A2A si definisce una “Life Company” - dove il concetto di “life” dovrebbe significare un compagno affidabile per la vita - quasi come se l’azienda fosse un luogo sicuro che non farà scherzi e che garantirà sicurezza, ambiente e la certezza di un rapporto corretto con il cliente. Se tutto questo fosse vero, non si capirebbe perché le stesse garanzie non vadano confermate e assicurate anche ai lavoratori interessati da questa operazione di A2A.
Non possiamo giustificare in nessun modo un’operazione che svende questi lavoratori come fossero una merce qualsiasi e non persone in carne ed ossa, che producono beni e servizi alla base della costruzione dei profitti aziendali.
Ci domandiamo che ruolo intendano giocare i sindaci, oggi soci di A2A, (Milano e Brescia hanno più del 50%, gli altri Comuni hanno piccole partecipazioni): avalleranno queste scelte solo per avere più dividendi?

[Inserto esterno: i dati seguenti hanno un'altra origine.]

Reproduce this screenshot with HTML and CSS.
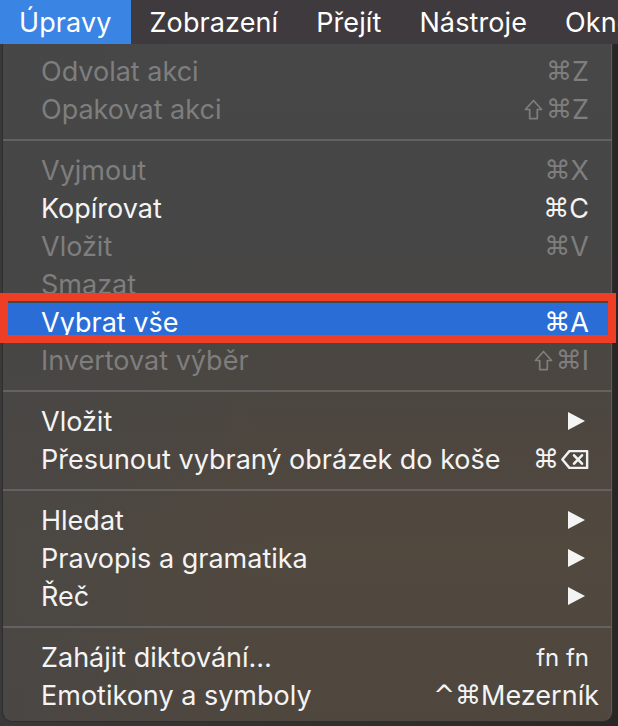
FILE: index.html
```html
<!DOCTYPE html>
<html lang="cs">
<head>
<meta charset="utf-8">
<title>Úpravy</title>
<link rel="stylesheet" href="styles.css">
</head>
<body>
<div class="screen">
  <div class="menubar">
    <span class="mb-item active">Úpravy</span>
    <span class="mb-item">Zobrazení</span>
    <span class="mb-item">Přejít</span>
    <span class="mb-item">Nástroje</span>
    <span class="mb-item">Okno</span>
  </div>
  <div class="panel">
    <div class="row disabled"><span class="label">Odvolat akci</span><span class="key"><span class="sym">⌘</span>Z</span></div>
    <div class="row disabled"><span class="label">Opakovat akci</span><span class="key"><svg class="shift" viewBox="0 0 20 22" width="19" height="21"><path d="M10 1.5 L18.5 11 H14 V20.5 H6 V11 H1.5 Z" fill="none" stroke="currentColor" stroke-width="1.8" stroke-linejoin="round"/></svg><span class="sym">⌘</span>Z</span></div>
    <div class="sep"></div>
    <div class="row disabled"><span class="label">Vyjmout</span><span class="key"><span class="sym">⌘</span>X</span></div>
    <div class="row"><span class="label">Kopírovat</span><span class="key"><span class="sym">⌘</span>C</span></div>
    <div class="row disabled"><span class="label">Vložit</span><span class="key"><span class="sym">⌘</span>V</span></div>
    <div class="row disabled"><span class="label">Smazat</span></div>
    <div class="row selected"><span class="label">Vybrat vše</span><span class="key"><span class="sym">⌘</span>A</span></div>
    <div class="row disabled"><span class="label">Invertovat výběr</span><span class="key"><svg class="shift" viewBox="0 0 20 22" width="19" height="21"><path d="M10 1.5 L18.5 11 H14 V20.5 H6 V11 H1.5 Z" fill="none" stroke="currentColor" stroke-width="1.8" stroke-linejoin="round"/></svg><span class="sym">⌘</span>I</span></div>
    <div class="sep"></div>
    <div class="row"><span class="label">Vložit</span><span class="arrow"></span></div>
    <div class="row"><span class="label">Přesunout vybraný obrázek do koše</span><span class="key"><span class="sym">⌘</span><svg class="del" viewBox="0 0 30 22" width="28" height="21"><path d="M9 2 H28 V20 H9 L1.5 11 Z" fill="none" stroke="#f2f2f2" stroke-width="2.6" stroke-linejoin="round"/><path d="M14 6.5 L22.5 15.5 M22.5 6.5 L14 15.5" stroke="#f2f2f2" stroke-width="2.8" stroke-linecap="round"/></svg></span></div>
    <div class="sep"></div>
    <div class="row"><span class="label">Hledat</span><span class="arrow"></span></div>
    <div class="row"><span class="label">Pravopis a gramatika</span><span class="arrow"></span></div>
    <div class="row"><span class="label">Řeč</span><span class="arrow"></span></div>
    <div class="sep"></div>
    <div class="row"><span class="label">Zahájit diktování…</span><span class="key small">fn fn</span></div>
    <div class="row"><span class="label">Emotikony a symboly</span><span class="key wide"><span class="sym">^⌘</span>Mezerník</span></div>
  </div>
  <div class="callout"></div>
</div>
</body>
</html>
```
FILE: styles.css
```css
* { box-sizing: border-box; }
html, body {
  margin: 0;
  padding: 0;
  background: #262426;
}
.screen {
  position: relative;
  width: 618px;
  height: 726px;
  overflow: hidden;
  font-family: "Inter", "Liberation Sans", "DejaVu Sans", sans-serif;
  color: #f2f2f2;
  background: linear-gradient(90deg, #3a3838 0%, #2a2626 100%);
}
.menubar {
  height: 44px;
  display: flex;
  align-items: stretch;
  background: #3f3a3d;
  font-size: 27px;
  white-space: nowrap;
}
.mb-item {
  display: flex;
  align-items: center;
  padding: 0 19px;
  color: #ffffff;
  letter-spacing: 0.1px;
}
.mb-item.active {
  background: #3a84e3;
}
.panel {
  margin-left: 2px;
  width: 611px;
  height: 678px;
  padding-top: 8px;
  border: 1px solid #2e2e2e;
  border-top: none;
  border-radius: 0 0 10px 10px;
  background:
    linear-gradient(90deg, rgba(70,70,72,0.55) 0%, rgba(70,70,72,0) 45%),
    linear-gradient(180deg, #474747 0%, #474646 30%, #4d4640 55%, #51493e 75%, #4f473e 100%);
  box-shadow: inset -1px 0 0 #5a5a5a;
  font-size: 27px;
}
.row {
  height: 38px;
  display: flex;
  align-items: center;
  justify-content: space-between;
  padding: 0 23px 0 38px;
  color: #f4f4f4;
  white-space: nowrap;
}
.row.disabled {
  color: #7e7e7e;
}
.row.selected {
  background: #2a6dd6;
  color: #ffffff;
}
.key {
  display: flex;
  align-items: center;
}
.sym {
  font-family: "DejaVu Sans", sans-serif;
  font-size: 26px;
  margin-right: 0;
}
.shift {
  margin-right: 3px;
}
.key.small {
  font-size: 24px;
}
.key.wide {
  margin-right: -10px;
}
.del {
  margin-left: 2px;
}
.arrow {
  width: 0;
  height: 0;
  margin-right: 4px;
  border-top: 9px solid transparent;
  border-bottom: 9px solid transparent;
  border-left: 17px solid #f4f4f4;
}
.sep {
  height: 23px;
  display: flex;
  align-items: center;
}
.sep::before {
  content: "";
  display: block;
  width: 100%;
  height: 2px;
  background: #626262;
}
.callout {
  position: absolute;
  left: 0;
  top: 293px;
  width: 616px;
  height: 50px;
  border: 8px solid #ee3e26;
}
```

Oppure riterranno che si debba difendere l’interesse pubblico, sia dei cittadini sia dei loro Comuni che dei lavoratori?
Come Filctem faremo in modo che venga messa in atto ogni forma di mobilitazione, sia contro l’azienda che nei confronti delle proprietà, non escludendo anche il coinvolgimento di tutti i soggetti di rappresentanza, politica e sociale, utili a questa mobilitazione.